The native New Yorker is also heavily involved in shaping every creative layer around them.
“I’m a singer and a songwriter and a producer and creative director,” she said with a laugh. “Honestly, I’m running the show over here, honey.”
In the making of “Home,” she says,
“I think it’s so important to use real live instrumentation and employ real musicians during this time, especially where AI is having this emergence.”
Though she stopped short of condemning the technology entirely, she made clear that something irreplaceable happens when musicians physically share space together.

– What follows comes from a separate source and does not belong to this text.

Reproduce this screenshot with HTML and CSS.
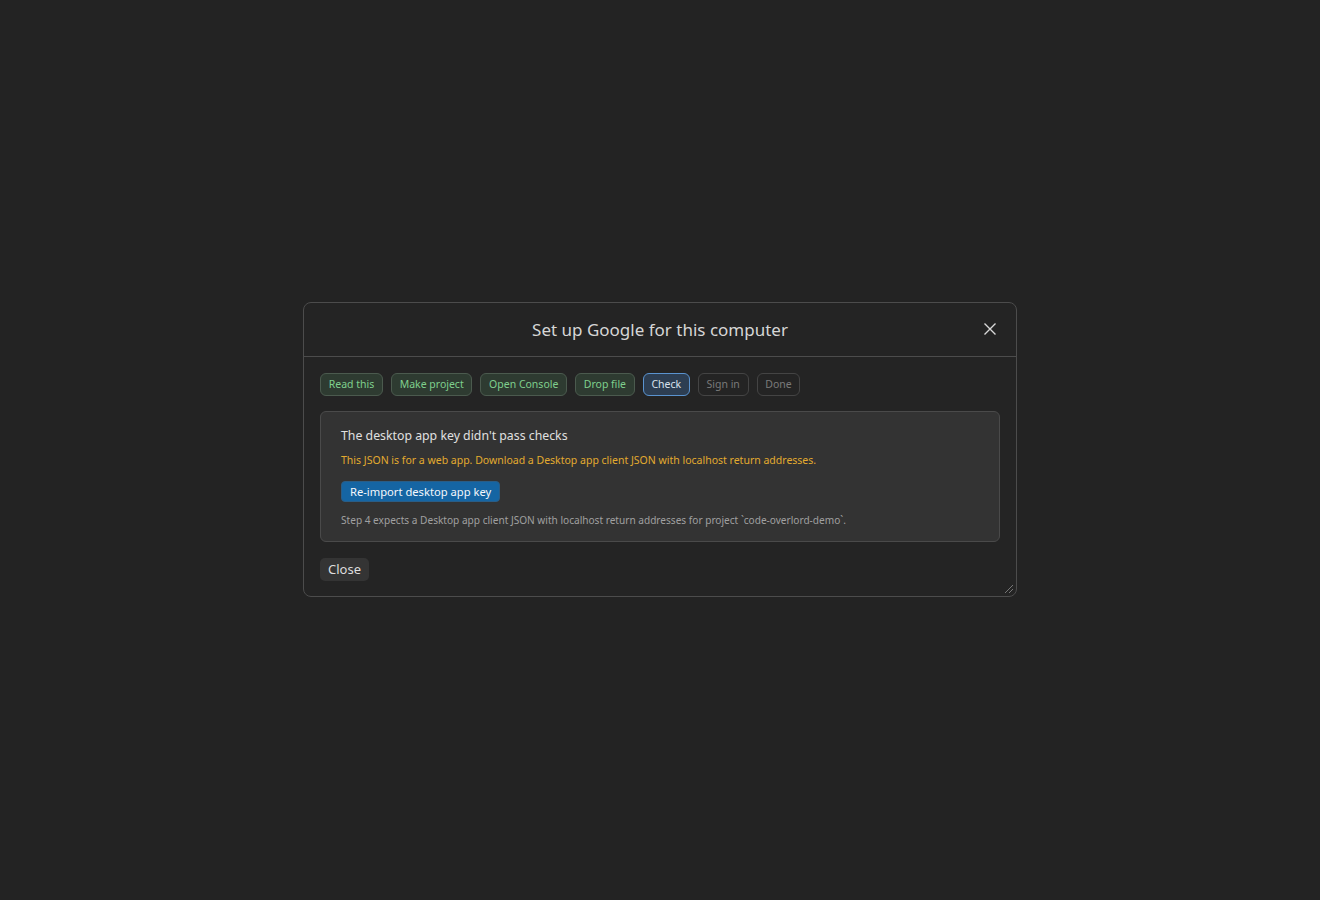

“I don’t think AI is all bad,” she said. “But I don’t want to lose that real authentic feel. I love getting people in a room together and really playing the music.”
Her upcoming EP, Deep Cut, will be a collection of singles presented as a deeper commitment to her artistic identity.
“A deep cut is on an album when everybody doesn’t necessarily think about that song when they think about that artist,” she explained. “But that song probably means so much to that artist.”
The phrase, for her, has become a metaphor for authenticity itself.
“When I go into a studio to make music, I’m not thinking, ‘Oh my God, this is going to be the song that I love more than any other song that I’ve made,’” she said. “I think the deep cut is where the true essence of the artist is.”
Her ambition for the project is unusually direct.
“My intention is that my whole project has my essence all over it,” Beau said. “I want all of them to be deep cuts.”